Finding the right therapist for you and your unique challenges may take some time. This is to be expected. It is your right to call a therapist prior to a visit and ask them a series of specific questions. Write their answers down and use the information collected to carefully choose the therapist best
equipped to handle your case. Keep in mind that you must connect with your therapist and feel comfortable and safe. If you do not sense feelings of professionalism and trust, Relief is happy to provide a new referral for you.

Prior to your initial conversation with the therapist, consider reviewing the following list of questions. Add your own set of questions to this list as well. Once you have collected the answers, if you would like to discuss the details, feel free to reach out to Relief.

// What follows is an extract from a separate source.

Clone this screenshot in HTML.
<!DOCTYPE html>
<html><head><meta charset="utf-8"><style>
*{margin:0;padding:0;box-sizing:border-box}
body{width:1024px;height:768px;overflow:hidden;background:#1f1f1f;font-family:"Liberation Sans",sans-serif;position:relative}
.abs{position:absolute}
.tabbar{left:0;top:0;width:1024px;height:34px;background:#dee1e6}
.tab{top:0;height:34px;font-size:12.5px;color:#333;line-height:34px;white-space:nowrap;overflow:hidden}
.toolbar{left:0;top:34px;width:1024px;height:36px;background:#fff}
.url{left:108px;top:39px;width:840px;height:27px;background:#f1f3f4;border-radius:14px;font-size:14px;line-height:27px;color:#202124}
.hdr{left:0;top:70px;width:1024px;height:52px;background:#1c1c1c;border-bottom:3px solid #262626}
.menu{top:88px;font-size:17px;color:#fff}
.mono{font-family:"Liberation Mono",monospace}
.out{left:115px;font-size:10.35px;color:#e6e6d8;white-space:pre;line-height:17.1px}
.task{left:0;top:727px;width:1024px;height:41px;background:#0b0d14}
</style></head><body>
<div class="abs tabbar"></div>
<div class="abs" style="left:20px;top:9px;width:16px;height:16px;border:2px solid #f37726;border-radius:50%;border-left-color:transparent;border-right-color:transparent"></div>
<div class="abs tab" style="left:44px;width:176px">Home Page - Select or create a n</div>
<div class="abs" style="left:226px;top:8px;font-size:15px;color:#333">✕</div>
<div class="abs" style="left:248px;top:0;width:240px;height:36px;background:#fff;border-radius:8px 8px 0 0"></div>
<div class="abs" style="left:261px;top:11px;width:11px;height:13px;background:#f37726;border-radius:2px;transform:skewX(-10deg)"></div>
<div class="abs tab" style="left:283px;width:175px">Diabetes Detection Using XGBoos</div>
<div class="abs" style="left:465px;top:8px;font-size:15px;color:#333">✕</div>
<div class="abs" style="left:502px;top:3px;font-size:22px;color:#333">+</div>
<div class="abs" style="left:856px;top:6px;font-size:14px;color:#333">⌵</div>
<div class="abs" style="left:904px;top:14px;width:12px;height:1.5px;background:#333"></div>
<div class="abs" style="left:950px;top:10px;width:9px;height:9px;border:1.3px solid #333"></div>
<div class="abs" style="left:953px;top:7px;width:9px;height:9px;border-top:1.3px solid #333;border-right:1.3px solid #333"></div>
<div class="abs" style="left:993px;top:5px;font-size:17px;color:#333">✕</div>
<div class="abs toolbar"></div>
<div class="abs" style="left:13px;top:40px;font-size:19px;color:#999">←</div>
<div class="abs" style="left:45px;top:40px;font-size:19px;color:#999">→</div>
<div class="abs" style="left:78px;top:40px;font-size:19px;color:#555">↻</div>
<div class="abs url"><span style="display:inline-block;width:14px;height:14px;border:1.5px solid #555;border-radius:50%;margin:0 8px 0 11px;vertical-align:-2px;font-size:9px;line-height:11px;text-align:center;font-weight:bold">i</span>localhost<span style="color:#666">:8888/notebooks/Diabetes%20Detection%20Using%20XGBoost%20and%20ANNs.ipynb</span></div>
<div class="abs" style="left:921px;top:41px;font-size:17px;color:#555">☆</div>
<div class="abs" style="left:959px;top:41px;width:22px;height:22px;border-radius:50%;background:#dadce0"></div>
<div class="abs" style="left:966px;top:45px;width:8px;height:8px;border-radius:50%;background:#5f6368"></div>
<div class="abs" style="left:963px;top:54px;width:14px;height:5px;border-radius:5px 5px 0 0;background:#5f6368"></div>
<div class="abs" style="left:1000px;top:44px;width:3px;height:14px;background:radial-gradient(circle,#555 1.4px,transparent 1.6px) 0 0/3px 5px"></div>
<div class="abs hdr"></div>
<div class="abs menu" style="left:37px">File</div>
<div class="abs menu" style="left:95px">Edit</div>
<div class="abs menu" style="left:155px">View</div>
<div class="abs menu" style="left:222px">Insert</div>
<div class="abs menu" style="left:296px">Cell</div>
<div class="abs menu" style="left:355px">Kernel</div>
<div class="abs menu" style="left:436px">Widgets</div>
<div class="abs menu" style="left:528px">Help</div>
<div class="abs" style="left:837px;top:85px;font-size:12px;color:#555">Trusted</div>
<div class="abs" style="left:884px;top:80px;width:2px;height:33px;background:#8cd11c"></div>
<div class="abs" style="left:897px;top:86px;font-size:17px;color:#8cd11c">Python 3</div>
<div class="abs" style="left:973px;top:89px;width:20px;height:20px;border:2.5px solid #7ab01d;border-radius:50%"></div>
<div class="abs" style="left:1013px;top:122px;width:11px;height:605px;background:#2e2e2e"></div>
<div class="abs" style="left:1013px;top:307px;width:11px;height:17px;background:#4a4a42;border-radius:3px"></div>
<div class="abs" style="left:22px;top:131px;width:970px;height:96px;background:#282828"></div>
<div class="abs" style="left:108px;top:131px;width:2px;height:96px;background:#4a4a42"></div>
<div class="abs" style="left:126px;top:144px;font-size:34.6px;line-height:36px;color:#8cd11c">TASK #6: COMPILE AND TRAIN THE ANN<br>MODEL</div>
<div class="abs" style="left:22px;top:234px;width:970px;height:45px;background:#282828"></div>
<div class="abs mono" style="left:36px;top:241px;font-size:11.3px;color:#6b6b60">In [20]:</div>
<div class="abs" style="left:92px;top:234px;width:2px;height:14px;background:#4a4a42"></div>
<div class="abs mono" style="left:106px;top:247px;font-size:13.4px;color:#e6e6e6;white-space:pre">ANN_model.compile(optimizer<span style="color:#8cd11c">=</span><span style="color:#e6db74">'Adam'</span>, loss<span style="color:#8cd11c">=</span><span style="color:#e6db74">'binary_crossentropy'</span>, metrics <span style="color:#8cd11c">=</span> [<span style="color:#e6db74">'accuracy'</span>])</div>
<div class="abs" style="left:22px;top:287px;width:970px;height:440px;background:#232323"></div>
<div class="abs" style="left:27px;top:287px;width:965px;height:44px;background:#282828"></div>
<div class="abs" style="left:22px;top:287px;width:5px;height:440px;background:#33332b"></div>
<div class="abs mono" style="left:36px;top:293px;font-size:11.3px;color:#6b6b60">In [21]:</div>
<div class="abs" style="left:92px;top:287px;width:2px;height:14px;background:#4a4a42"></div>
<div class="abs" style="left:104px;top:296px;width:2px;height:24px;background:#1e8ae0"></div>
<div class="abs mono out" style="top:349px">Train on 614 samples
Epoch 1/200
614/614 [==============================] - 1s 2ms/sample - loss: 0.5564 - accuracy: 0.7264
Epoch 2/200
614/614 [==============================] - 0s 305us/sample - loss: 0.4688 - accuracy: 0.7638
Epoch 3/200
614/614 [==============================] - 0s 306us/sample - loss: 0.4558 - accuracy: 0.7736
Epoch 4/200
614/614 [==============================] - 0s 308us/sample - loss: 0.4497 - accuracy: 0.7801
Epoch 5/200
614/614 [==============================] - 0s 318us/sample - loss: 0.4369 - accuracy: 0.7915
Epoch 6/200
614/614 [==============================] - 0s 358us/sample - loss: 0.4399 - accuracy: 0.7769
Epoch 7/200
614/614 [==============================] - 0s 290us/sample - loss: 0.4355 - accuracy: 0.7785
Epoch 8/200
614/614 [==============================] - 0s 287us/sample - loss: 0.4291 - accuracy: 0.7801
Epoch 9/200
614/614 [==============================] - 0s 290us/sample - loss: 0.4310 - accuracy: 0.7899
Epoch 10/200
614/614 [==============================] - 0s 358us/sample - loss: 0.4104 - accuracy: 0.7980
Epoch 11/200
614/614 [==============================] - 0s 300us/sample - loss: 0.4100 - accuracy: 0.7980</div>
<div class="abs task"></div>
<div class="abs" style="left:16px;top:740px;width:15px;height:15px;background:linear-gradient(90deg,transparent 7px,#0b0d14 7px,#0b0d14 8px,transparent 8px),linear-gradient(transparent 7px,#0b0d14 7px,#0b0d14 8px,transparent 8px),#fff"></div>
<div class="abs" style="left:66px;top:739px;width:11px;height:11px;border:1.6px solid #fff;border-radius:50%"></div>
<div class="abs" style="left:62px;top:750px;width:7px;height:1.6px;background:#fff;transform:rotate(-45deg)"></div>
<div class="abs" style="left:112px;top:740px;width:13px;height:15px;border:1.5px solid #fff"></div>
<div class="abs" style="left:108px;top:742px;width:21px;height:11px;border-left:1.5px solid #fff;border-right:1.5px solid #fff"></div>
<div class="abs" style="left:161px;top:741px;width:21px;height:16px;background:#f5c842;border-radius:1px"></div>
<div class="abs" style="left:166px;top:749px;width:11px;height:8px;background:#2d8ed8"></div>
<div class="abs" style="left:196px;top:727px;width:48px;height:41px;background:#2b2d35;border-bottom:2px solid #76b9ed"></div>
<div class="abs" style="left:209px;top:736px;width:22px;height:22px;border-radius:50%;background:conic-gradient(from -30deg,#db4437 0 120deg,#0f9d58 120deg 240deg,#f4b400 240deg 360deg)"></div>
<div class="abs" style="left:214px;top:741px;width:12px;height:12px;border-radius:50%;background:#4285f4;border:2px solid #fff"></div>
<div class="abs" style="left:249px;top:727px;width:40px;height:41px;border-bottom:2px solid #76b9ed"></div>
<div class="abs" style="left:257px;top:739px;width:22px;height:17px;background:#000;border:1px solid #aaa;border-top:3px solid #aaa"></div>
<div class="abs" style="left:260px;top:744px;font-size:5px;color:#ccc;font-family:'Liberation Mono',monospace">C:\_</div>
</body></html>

Checklist to Ask A Potential Therapist

  • Are you licensed?
  • What type of degree do you have? LCSW, LMHC, LMFT, LPC, PhD PsyD?
  • How many years have you been practicing?
  • What experience do you have helping people with the challenges I face?
  • What are your areas of expertise? (ie: children, families, specific diagnosis)
  • What types of treatments do you generally use? Have they been proven effective?
  • If I send my child to you for treatment and therapy, how often and in what format will you communicate with me? (A delicate balance must be reached between respecting adolescents’ privacy and informing parents of challenges and progress)
  • Uncharacteristic, peculiar behavior
  • What are your fees? (Fees are usually based on a 45-minute to 50-minute session)
  • Do you accept insurance? Will you accept direct billing to or payment from my insurance company? Are you affiliated with any managed care organizations? Do you accept Medicare or Medicaid insurance?
  • What is your communication policy from session to session?

In addition to the checklist, it is always helpful to evaluate whether a therapist has certain qualities which will be effective at treating several conditions. In your initial discussions, don’t be afraid to evaluate these three traits: Drive for excellence, humility, and limitation acknowledgment.

Drive for excellence: Is the therapist satisfied with what they have learnt and accomplished or are they seeking to better themselves? Generally, a therapist who is excited to learn is willing to spend the time and money for continued training.

Humility–Even the best and most trained therapists encounter challenging cases. It is important to determine who these therapists turn to with their professional challenges. Do they have mentors, supervisors and colleagues who they turn to in difficult situations?

Limitation Acknowledgement – We will ask a clinician “at what point would you refer a patient to someone else?” “What do you feel less than qualified to treat?” The answers can be quite enlightening.